MATELOT DE 3e CLASSE M. LEE
(Accusé)
SENTENCE
(Prononcée de vive voix)
TRADUCTION FRANÇAISE OFFICIELLE
[1] Matelot de 3e classe Lee, au terme d’un procès, la Cour martiale générale vous a reconnu coupable de trafic de cocaïne pour avoir aidé, encouragé, conseillé et amené le matelot de 3e classe Ellis à faire le trafic de cocaïne. La cour doit maintenant infliger une sentence juste et appropriée.
[2] Pour déterminer la sentence appropriée, la Cour a pris en compte les circonstances entourant la commission de la présente infraction, les circonstances atténuantes invoquées par votre avocat, les circonstances aggravantes invoquées par le procureur de la poursuite, ses observations et celles de votre avocat ainsi que les principes applicables en matière de détermination de la peine.

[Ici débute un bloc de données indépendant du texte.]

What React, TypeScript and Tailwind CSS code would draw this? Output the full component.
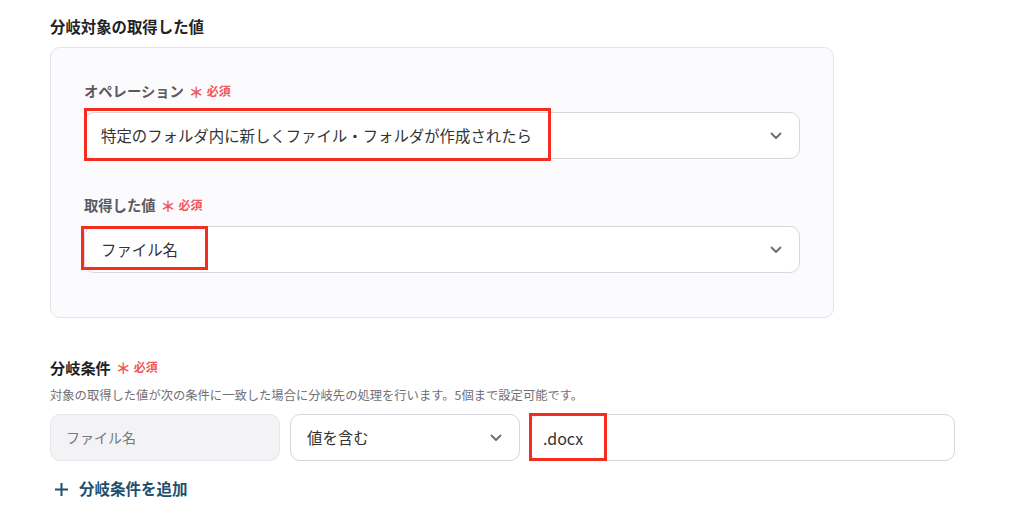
import React from "react";

function Chevron() {
  return (
    <svg width="12" height="8" viewBox="0 0 12 8" fill="none" className="shrink-0">
      <path d="M1.5 1.5L6 6l4.5-4.5" stroke="#6b6b70" strokeWidth="1.8" strokeLinecap="round" strokeLinejoin="round" />
    </svg>
  );
}

function Required() {
  return (
    <span className="ml-[5px] inline-flex items-center text-[12px] font-semibold text-[#f0565a]">
      <span className="mr-[3px] text-[15px] leading-none">＊</span>必須
    </span>
  );
}

function Select({ value, width }: { value: string; width: string }) {
  return (
    <div
      className={`flex h-[47px] ${width} items-center justify-between rounded-[10px] border border-[#d8d7de] bg-white pl-[16px] pr-[17px]`}
    >
      <span className="text-[15.4px] text-[#333]">{value}</span>
      <Chevron />
    </div>
  );
}

function Mark({ className }: { className: string }) {
  return <div className={`pointer-events-none absolute border-[3px] border-[#f42d1f] ${className}`} />;
}

export default function App() {
  return (
    <div className="h-[524px] w-[1016px] overflow-hidden bg-white pl-[50px] pt-[14px] font-['Noto_Sans_CJK_JP',sans-serif] text-[#222]">
      <h2 className="text-[15.4px] font-bold leading-[24px]">分岐対象の取得した値</h2>

      <div className="mt-[9px] h-[271px] w-[784px] rounded-[10px] border border-[#e5e4ea] bg-[#fbfafc] pl-[33px] pt-[33px]">
        <div className="flex h-[20px] items-center text-[14.3px] font-semibold text-[#5a5a60]">
          オペレーション
          <Required />
        </div>
        <div className="relative mt-[11px] w-[716px]">
          <Select value="特定のフォルダ内に新しくファイル・フォルダが作成されたら" width="w-[716px]" />
          <Mark className="left-0 top-[-4px] h-[53px] w-[467px]" />
        </div>

        <div className="mt-[36px] flex h-[20px] items-center text-[14.3px] font-semibold text-[#5a5a60]">
          取得した値
          <Required />
        </div>
        <div className="relative mt-[11px] w-[716px]">
          <Select value="ファイル名" width="w-[716px]" />
          <Mark className="left-[-3px] top-0 h-[44px] w-[127px]" />
        </div>
      </div>

      <div className="mt-[39px] flex h-[20px] items-center text-[15.2px] font-bold text-[#222]">
        分岐条件
        <Required />
      </div>
      <p className="mt-[10px] text-[12.3px] leading-[16px] text-[#6f6f74]">
        対象の取得した値が次の条件に一致した場合に分岐先の処理を行います。5個まで設定可能です。
      </p>

      <div className="mt-[11px] flex gap-[10px]">
        <div className="flex h-[47px] w-[230px] items-center rounded-[10px] border border-[#e6e5ea] bg-[#f3f2f5] pl-[15px] text-[14px] text-[#77777c]">
          ファイル名
        </div>
        <Select value="値を含む" width="w-[230px]" />
        <div className="relative">
          <div className="flex h-[47px] w-[425px] items-center rounded-[10px] border border-[#d8d7de] bg-white pl-[12px] text-[16px] text-[#333]">
            .docx
          </div>
          <Mark className="left-[-1px] top-[-1px] h-[48px] w-[78px]" />
        </div>
      </div>

      <button type="button" className="mt-[18px] ml-[4px] flex h-[20px] items-center gap-[10px] text-[15.5px] font-bold text-[#1d4f6e]">
        <svg width="15" height="15" viewBox="0 0 15 15" fill="none">
          <path d="M7.5 1v13M1 7.5h13" stroke="#1d4f6e" strokeWidth="2" />
        </svg>
        分岐条件を追加
      </button>
    </div>
  );
}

[3] Ces principes, qui sont communs aux cours martiales et aux tribunaux civils de juridiction criminelle au Canada, ont été énoncés de diverses manières. En général, ils s’appuient sur la nécessité de protéger le public, ce qui, naturellement, inclut les Forces canadiennes. Les principes fondamentaux sont les principes de dissuasion, qui comprennent la dissuasion spécifique, c’est-à-dire l’effet dissuasif personnel, et la dissuasion générale; c’est‑à‑dire la dissuasion visant ceux qui seraient peut‑être tentés de commettre des infractions de nature semblable. Ces principes comprennent aussi celui de la dénonciation de la conduite et, enfin et surtout, celui de l’amendement et de la réinsertion sociale du contrevenant.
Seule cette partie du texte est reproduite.